Insured losses resulting from Hurricane Florence’s winds and storm surge will range from $1.7 billion to $4.6 billion, not including the impact of the flooding caused by the storm’s unprecedented precipitation, Boston-based catastrophe modelling firm AIR Worldwide said last week. Florence’s slow movement of 3 mph to 6 mph ensured that its principal impact will be from the excessive precipitation deposited over an extremely wide area, according to the firm.
Newark, California-based catastrophe modeler Risk Management Solutions Inc. pegged insured losses for Hurricane Florence at between $2.8 billion and $5 billion, representing losses associated with wind, storm surge and inland flood damage across North Carolina, South Carolina and Virginia, including an estimated $800 million to $1.2 billion in losses to the National Flood Insurance Program.
“It is important to remember that the Saffir-Simpson Hurricane Wind Scale is based only on wind speed and does not advise on expected levels of storm surge or inland flooding,” James Cosgrove, London-based senior analyst for event response at RMS, said via email. “In the case of Florence, the reduction in its forward speed and intensity as it approached the Carolinas meant that the threat from wind was reduced. What became clear several days in advance of landfall was that flooding, from a combination of storm surge and inland flooding, was going to be significant driver of damage and loss from this event. This factor is not accounted for in the SSHWS.”
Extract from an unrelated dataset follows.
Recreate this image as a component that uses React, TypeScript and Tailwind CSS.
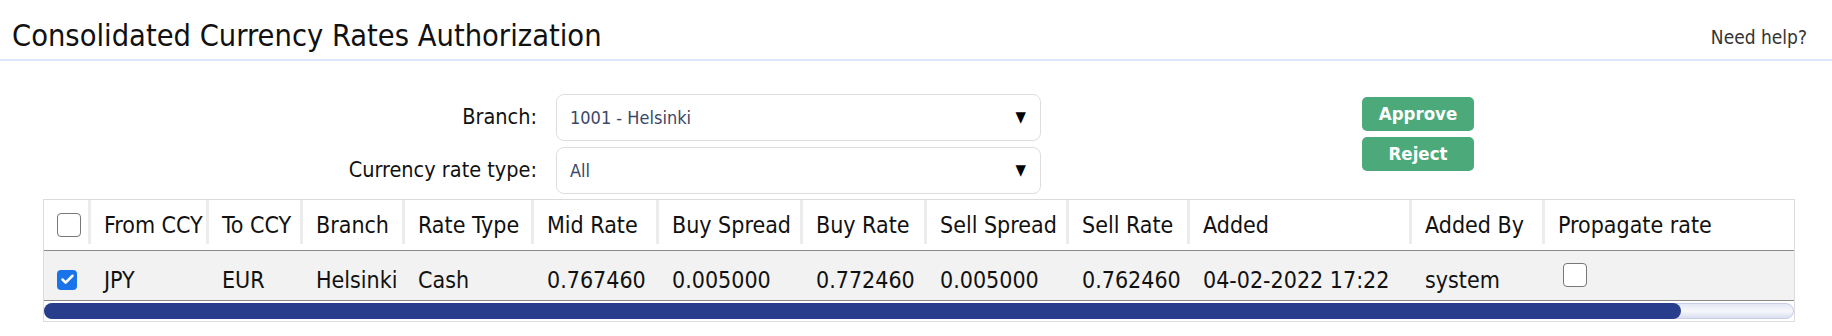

“It’s almost like a new system needs to be developed that really takes all of those critical elements — storm surge and rain production and wind production – and combines those into some type of system that accounts for all those different elements,” said Clark Schweers, BDO USA LLP’s forensic insurance and recovery practice leader in Washington. “There is nothing more destructive than water, and water is unstoppable in many respects.”
“The speed of the storm is a critical factor in understanding how much damage can be done,” he added, noting the stalling that occurred with both hurricanes Harvey and Florence.
“Florence was a massive, intense storm,” said John Dickson, president of Aon Edge in Kalispell, Montana, which sells flood insurance policies. “It decreased in intensity as it approached the coast, and I think people assumed that the storm wasn’t a big deal (because) it was a lower category. But this storm had all the water effects of a massive, major hurricane. Florence was a devastating event. It reinforces that we’ve got to do a better job of getting more people aware of flood insurance and getting more people protected against these events.”
“It boils down to how many times do we have to watch the same heart-wrenching movie with the same tear-jerking ending and not do anything about it,” he added.
Losses from Hurricane Florence should be “manageable” for the property/casualty insurance sector, according to an analysis released Thursday by S&P Global Ratings.